February Rural Mainstreet Index Turns Negative:
Farm Equipment Sales and Farmland Prices Decline Again
March Survey Results at a Glance:
- The Rural Mainstreet Index remained below growth neutral for March, falling to its lowest level in five years.
- Farmland prices sank for the 16th straight month.
- Agriculture-equipment sales declined to a record low level.
- Almost one-third of bankers say the Federal Reserve should not raise interest rates in 2015.
- Only 7.2 percent of ethanol plants have reduced production due to lower energy prices.
For Immediate Release: Mar. 19, 2015
OMAHA, Neb. – The Creighton University Rural Mainstreet Index for March slumped from February’s weak reading, according to the monthly survey of bank CEOs in rural areas of a 10-state region dependent on agriculture and/or energy.
Overall: The Rural Mainstreet Index (RMI), which ranges between 0 and 100, sank to 43.6, its lowest level since February 2010, and was down from last month’s 46.4.
“The stronger U.S. dollar is undermining the farm and energy sectors by weakening agricultural exports, crop prices, livestock prices and energy prices. Rural Mainstreet businesses dependent on export, agriculture or energy are experiencing pullbacks in economic activity," said Ernie Goss, Jack A. MacAllister Chair in Regional Economics at Creighton University's Heider College of Business.
Farming and ranching: The farmland and ranchland-price index for March was unchanged from February’s weak 39.4. “Even though crop prices have stabilized, demand for farmland remains weak pulling agricultural land prices down again. This is the 16th straight month the index has moved below growth neutral,” said Goss.
Despite the weakness in farm income, nonfarm investors continue to purchase farmland with the share of outsiders buying farmland rising from 14.4 percent last June, to 17.5 percent this month.
The March farm-equipment sales index plunged to a record low of 15.2 and down from February’s already fragile 19.5. The index has been below growth neutral for 20 straight months. “With farm income expected to decline for a second straight year, farmers have become very cautious regarding the purchase of agricultural equipment,” said Goss.
Banking: The March loan-volume index soared to 64.9 from 46.4 in February. The checking-deposit index dipped to 56.4 from February’s 57.3, while the index for certificates of deposit and other savings instruments advanced to 44.7 from February’s 41.5.
Almost one-third of bankers, or 29.8 percent, say the Federal Reserve should not raise interest rates in 2015. On the other hand, 10.6 percent indicate that interest rates should be increased immediately, while the remaining share of bankers say the Fed should increase interest rates in the second, third or fourth quarter of 2014.

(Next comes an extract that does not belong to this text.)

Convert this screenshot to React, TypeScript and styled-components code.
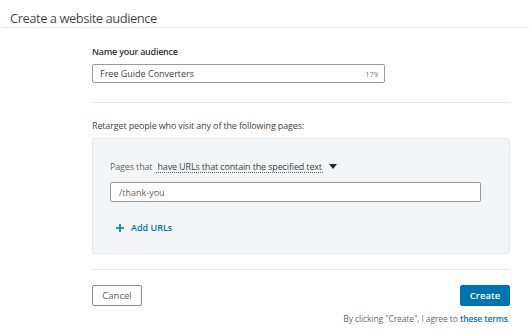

Hiring: Despite weaker crop prices and pullbacks from businesses with close ties to agriculture and energy, Rural Mainstreet businesses continue to add workers to their payrolls. The March hiring index declined to 52.2 from February’s 56.5. “We have yet to measure any significant decline in employment for the energy sector in the region and for businesses linked to agriculture. I expect that to change in the months ahead as lower energy and agriculture prices work their way through the economy,” said Goss.
This month Creighton’s survey group asked bank CEO’s if ethanol plants had altered production due to lower energy prices. Of the bankers with ethanol production in their area, 85.7 percent indicated no change, while 7.1 percent reported increased production and 7.2 percent reported a reduction in ethanol production.
Confidence: The confidence index, which reflects expectations for the economy six months out, expanded to 47.8 from February’s 41.5. “The negative trend in farmland prices, agricultural equipment sales, and oil prices have negatively affected the outlook of bank Rural Mainstreet bank CEOs,” reported Goss.
Home and retail sales: The March home-sales index climbed to 55.5 from February’s 50.9. The March retail-sales index fell to 40.4 from 43.7 in February. “Much like in urban areas, retail sales are contracting rather than expanding,” said Goss.